-- start --

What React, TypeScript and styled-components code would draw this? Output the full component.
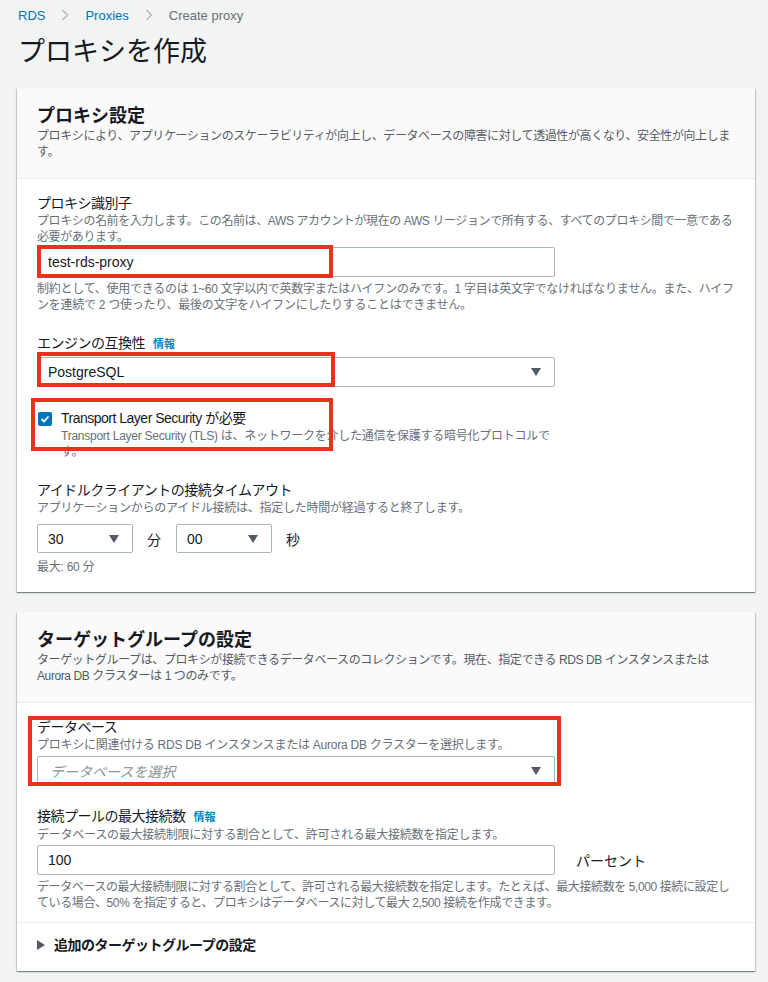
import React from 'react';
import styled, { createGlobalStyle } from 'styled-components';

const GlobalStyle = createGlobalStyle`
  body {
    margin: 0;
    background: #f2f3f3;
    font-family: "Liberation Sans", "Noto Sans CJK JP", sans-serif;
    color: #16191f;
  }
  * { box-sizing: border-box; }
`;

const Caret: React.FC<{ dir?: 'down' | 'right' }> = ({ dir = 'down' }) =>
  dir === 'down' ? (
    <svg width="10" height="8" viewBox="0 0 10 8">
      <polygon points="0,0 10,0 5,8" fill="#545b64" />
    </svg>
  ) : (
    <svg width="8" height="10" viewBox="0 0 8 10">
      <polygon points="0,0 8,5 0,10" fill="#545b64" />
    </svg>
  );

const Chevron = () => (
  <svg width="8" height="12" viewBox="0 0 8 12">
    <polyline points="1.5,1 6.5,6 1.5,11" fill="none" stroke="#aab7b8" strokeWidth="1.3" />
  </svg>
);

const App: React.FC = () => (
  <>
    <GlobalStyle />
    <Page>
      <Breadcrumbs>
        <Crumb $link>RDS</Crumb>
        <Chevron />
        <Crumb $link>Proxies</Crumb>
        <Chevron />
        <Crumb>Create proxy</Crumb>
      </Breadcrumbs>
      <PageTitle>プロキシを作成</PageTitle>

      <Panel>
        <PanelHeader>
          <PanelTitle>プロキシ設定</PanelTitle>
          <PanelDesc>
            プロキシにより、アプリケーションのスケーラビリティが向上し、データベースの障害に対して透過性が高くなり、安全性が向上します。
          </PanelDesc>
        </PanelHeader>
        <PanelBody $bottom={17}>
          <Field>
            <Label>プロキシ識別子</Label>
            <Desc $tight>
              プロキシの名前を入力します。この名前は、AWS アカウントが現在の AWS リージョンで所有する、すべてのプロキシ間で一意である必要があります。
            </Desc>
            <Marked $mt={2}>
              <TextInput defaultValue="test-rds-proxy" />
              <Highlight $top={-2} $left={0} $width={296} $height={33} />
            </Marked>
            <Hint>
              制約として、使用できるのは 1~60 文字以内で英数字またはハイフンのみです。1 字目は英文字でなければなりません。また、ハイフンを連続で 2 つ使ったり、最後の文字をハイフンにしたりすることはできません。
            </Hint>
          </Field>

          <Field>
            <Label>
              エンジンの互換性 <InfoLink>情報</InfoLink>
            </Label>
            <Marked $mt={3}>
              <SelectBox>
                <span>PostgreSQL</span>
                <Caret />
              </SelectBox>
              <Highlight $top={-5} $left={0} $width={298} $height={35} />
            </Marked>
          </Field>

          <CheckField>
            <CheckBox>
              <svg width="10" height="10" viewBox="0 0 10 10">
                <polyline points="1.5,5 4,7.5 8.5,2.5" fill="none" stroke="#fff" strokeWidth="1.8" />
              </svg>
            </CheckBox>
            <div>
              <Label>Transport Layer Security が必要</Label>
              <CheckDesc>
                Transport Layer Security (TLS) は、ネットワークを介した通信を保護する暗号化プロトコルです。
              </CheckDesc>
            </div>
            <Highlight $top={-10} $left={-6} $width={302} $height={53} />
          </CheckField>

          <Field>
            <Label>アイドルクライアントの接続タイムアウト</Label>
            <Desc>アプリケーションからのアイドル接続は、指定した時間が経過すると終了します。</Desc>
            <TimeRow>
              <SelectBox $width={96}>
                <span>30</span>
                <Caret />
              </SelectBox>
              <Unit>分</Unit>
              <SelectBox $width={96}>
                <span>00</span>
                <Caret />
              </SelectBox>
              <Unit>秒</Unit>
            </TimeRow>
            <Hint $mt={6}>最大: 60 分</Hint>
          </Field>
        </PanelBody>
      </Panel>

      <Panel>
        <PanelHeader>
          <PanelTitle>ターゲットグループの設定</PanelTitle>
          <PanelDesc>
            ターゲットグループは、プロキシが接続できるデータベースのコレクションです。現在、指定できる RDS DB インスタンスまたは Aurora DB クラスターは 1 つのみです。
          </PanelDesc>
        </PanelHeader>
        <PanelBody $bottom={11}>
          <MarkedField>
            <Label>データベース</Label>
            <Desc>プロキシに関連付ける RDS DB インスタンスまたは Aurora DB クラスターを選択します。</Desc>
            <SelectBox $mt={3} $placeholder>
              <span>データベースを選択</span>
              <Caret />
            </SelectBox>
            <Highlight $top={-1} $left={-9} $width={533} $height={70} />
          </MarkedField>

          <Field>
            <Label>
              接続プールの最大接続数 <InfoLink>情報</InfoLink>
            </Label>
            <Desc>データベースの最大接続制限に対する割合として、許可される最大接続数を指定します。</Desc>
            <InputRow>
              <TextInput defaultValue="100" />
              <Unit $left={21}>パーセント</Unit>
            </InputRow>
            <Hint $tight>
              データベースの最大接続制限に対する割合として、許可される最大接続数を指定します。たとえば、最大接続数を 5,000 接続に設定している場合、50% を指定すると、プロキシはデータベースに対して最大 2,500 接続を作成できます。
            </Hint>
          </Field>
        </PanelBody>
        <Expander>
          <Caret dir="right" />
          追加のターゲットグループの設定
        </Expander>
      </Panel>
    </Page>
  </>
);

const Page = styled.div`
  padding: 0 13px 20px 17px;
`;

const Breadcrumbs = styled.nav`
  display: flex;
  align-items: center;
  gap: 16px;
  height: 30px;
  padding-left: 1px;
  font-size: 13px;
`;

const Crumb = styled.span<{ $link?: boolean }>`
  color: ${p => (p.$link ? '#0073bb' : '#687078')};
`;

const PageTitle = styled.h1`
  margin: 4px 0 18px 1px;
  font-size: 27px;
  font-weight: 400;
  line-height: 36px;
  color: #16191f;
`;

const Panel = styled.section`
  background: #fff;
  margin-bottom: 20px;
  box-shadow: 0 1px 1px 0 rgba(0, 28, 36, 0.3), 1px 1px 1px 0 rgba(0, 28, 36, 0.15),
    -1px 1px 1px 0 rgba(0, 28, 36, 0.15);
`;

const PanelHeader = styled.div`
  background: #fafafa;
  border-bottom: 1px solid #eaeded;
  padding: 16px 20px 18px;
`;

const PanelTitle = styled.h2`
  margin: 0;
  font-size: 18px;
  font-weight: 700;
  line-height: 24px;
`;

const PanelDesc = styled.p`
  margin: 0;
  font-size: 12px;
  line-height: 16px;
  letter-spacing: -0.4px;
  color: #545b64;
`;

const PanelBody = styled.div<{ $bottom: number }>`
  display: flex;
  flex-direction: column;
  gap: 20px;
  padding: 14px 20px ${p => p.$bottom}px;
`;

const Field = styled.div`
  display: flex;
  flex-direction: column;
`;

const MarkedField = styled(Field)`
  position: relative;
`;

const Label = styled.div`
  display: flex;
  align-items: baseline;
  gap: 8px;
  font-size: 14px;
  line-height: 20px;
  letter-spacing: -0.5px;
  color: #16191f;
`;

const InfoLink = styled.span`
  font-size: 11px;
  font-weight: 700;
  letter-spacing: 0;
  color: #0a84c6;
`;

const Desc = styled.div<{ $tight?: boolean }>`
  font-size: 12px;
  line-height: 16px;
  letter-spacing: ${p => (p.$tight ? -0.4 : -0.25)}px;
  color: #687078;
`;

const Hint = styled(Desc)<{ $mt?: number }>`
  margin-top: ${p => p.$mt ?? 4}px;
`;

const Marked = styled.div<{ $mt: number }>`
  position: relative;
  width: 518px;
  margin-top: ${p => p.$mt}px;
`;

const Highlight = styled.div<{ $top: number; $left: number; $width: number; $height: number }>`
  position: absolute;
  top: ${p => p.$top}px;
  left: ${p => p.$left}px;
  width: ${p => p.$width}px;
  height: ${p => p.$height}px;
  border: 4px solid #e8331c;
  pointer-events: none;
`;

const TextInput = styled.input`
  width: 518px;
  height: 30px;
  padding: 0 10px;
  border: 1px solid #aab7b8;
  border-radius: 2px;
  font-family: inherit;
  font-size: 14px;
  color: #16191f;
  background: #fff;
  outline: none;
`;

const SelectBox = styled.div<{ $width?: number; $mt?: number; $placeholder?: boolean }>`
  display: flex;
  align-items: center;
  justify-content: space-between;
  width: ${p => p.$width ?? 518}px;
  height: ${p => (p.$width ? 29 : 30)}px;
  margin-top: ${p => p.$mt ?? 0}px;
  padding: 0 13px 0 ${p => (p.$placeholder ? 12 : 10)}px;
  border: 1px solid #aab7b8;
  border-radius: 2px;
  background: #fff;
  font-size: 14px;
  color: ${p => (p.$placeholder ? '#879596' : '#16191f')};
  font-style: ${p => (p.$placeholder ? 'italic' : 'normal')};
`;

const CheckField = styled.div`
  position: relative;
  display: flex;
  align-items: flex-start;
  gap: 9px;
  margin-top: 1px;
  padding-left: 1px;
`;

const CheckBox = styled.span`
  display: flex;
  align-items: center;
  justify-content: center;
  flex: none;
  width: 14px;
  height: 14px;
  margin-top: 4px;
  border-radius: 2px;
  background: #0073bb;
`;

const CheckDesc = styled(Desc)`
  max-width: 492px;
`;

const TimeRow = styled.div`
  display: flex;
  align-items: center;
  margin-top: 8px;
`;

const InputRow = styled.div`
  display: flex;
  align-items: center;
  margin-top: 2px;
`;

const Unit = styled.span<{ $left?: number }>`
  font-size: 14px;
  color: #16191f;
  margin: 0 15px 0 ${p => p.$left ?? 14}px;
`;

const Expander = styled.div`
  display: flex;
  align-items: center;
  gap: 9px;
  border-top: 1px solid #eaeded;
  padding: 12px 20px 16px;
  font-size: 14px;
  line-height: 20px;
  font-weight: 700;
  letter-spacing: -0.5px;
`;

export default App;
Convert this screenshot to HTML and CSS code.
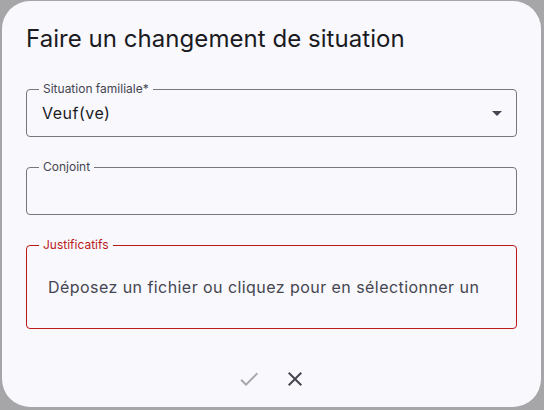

-- end --

### [WORK TO COMPLETE]
Copy the records above from the first line through the line containing "<PageTitle>プロキシを作成</PageTitle>", both included, and leave out any pictures.

### [WRITTEN RESPONSE]
What React, TypeScript and styled-components code would draw this? Output the full component.
import React from 'react';
import styled, { createGlobalStyle } from 'styled-components';

const GlobalStyle = createGlobalStyle`
  body {
    margin: 0;
    background: #f2f3f3;
    font-family: "Liberation Sans", "Noto Sans CJK JP", sans-serif;
    color: #16191f;
  }
  * { box-sizing: border-box; }
`;

const Caret: React.FC<{ dir?: 'down' | 'right' }> = ({ dir = 'down' }) =>
  dir === 'down' ? (
    <svg width="10" height="8" viewBox="0 0 10 8">
      <polygon points="0,0 10,0 5,8" fill="#545b64" />
    </svg>
  ) : (
    <svg width="8" height="10" viewBox="0 0 8 10">
      <polygon points="0,0 8,5 0,10" fill="#545b64" />
    </svg>
  );

const Chevron = () => (
  <svg width="8" height="12" viewBox="0 0 8 12">
    <polyline points="1.5,1 6.5,6 1.5,11" fill="none" stroke="#aab7b8" strokeWidth="1.3" />
  </svg>
);

const App: React.FC = () => (
  <>
    <GlobalStyle />
    <Page>
      <Breadcrumbs>
        <Crumb $link>RDS</Crumb>
        <Chevron />
        <Crumb $link>Proxies</Crumb>
        <Chevron />
        <Crumb>Create proxy</Crumb>
      </Breadcrumbs>
      <PageTitle>プロキシを作成</PageTitle>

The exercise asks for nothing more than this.